Escaping the insanity of the Ale and Quail Club, she meets John D. Hackensacker III (Rudy Vallee), one of the world’s richest men, when she breaks his glasses (twice) after stepping on his face to climb into an upper berth of the railroad car.

Vallee is hilarious as Hackensacker and it ushered in a whole new career for him after his popularity waned from strong popularity in the early 1930s. (He initiated the singing into the megaphone gimmick). Seemingly oblivious to the insanity around him, he takes Geraldine to Palm Beach where he introduces her to his sister, the five-times divorced Princess Centimillia (Mary Astor) and her latest conquest Toto (Sig Arno), who doesn’t speak a word of English.

Even though Geraldine is seeking a divorce, she still believes in Tom and his inventions and seeks to have Hackensacker loan her $99,000 for his inventions.

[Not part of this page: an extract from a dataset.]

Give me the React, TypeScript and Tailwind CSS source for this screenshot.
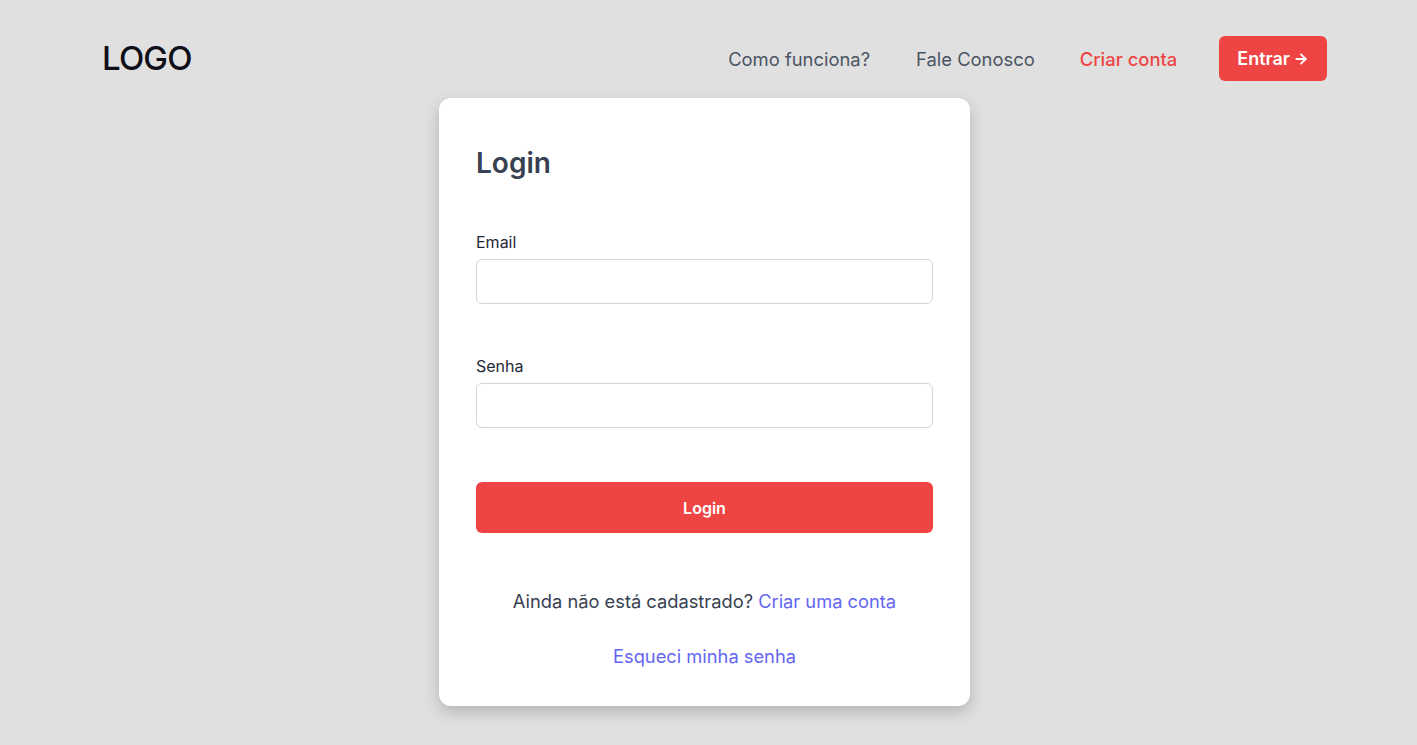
import { ArrowRight } from 'lucide-react';

const font = { fontFamily: 'Inter, "Noto Sans", sans-serif' };

function Header() {
  return (
    <header className="flex items-center justify-between pl-[102px] pr-[90px] pt-[33px]">
      <span className="text-[33px] leading-[51px] font-medium tracking-tight text-[#0f0f1a]">LOGO</span>
      <nav className="flex items-center text-[18.4px]">
        <a className="pt-[2px] text-[#4b5563]">Como funciona?</a>
        <a className="ml-[46px] pt-[2px] text-[#4b5563]">Fale Conosco</a>
        <a className="ml-[45px] pt-[2px] font-medium text-[#ef4444]">Criar conta</a>
        <button className="ml-[42px] flex h-[45px] items-center gap-[3px] rounded-md bg-[#ef4444] px-[18px] text-lg font-semibold text-white">
          Entrar
          <ArrowRight size={16} strokeWidth={2.75} />
        </button>
      </nav>
    </header>
  );
}

function Field({ label, type }: { label: string; type: string }) {
  return (
    <label className="flex flex-col">
      <span className="text-base text-[#1f2937]">{label}</span>
      <input
        type={type}
        className="mt-[5px] h-[45px] rounded-md border border-[#d1d5db] bg-white px-3 outline-none"
      />
    </label>
  );
}

export default function App() {
  return (
    <div style={font} className="min-h-screen bg-[#e0e0e0]">
      <Header />
      <main className="flex justify-center pb-10">
        <div className="mt-[14px] ml-[-8px] w-[531px] rounded-xl bg-white px-[37px] pt-[44px] pb-[36px] shadow-[0_6px_16px_rgba(0,0,0,0.2)]">
          <h1 className="text-[28px] font-semibold text-[#374151]">Login</h1>
          <div className="mt-[46px] flex flex-col gap-[50px]">
            <Field label="Email" type="email" />
            <Field label="Senha" type="password" />
          </div>
          <button className="mt-[54px] h-[51px] w-full rounded-md bg-[#ef4444] text-base font-semibold text-white">
            Login
          </button>
          <p className="mt-[54px] text-center text-[18.3px] leading-[28px] text-[#374151]">
            Ainda não está cadastrado? <a className="text-[#6366f1]">Criar uma conta</a>
          </p>
          <p className="mt-[27px] text-center text-[18.3px] leading-[28px]">
            <a className="text-[#6366f1]">Esqueci minha senha</a>
          </p>
        </div>
      </main>
    </div>
  );
}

In the meantime, Tom has met the Wienie King who convinces him he is still in love with his wife and gives him the funds to fly down to Palm Beach and bring her back. He meets her in Palm Beach while she is with Hackensacker and Centimillia, and shocked to see him, introduces him to them as her brother. Of course Centimillia is smitten with Tom and more complications until the most satisfying, and clever wrap-up.

“The Palm Beach Story” is one of the great pieces of screwball comedy. The opening sequence, which I won’t go into, is very clever, and the Wienie King is a classic character. The Ale and Quail Club sequence is comedy gold.

For me, the one drawback is McCrea. I like McCrea in westerns and even in other dramas, but here he’s Mr. Glum and Gloomy to the point where I never understood what Geraldine saw in Tom. McCrea and Sturges had enjoyed a big success a year earlier with “Sullivan’s Travels” and Sturges liked to work with people he liked, but I’ve always felt McCrea was miscast here.

I can see why he was hired, as both he and Colbert are the models of normalcy while all the insanity ranges about him, but he’s too grouchy. Perhaps Fred MacMurray would have been a better choice here.

“The Palm Beach Story” would normally rate four stars, but because of McCrea’s portrayal, it only gets a still more than respectable three and a half stars.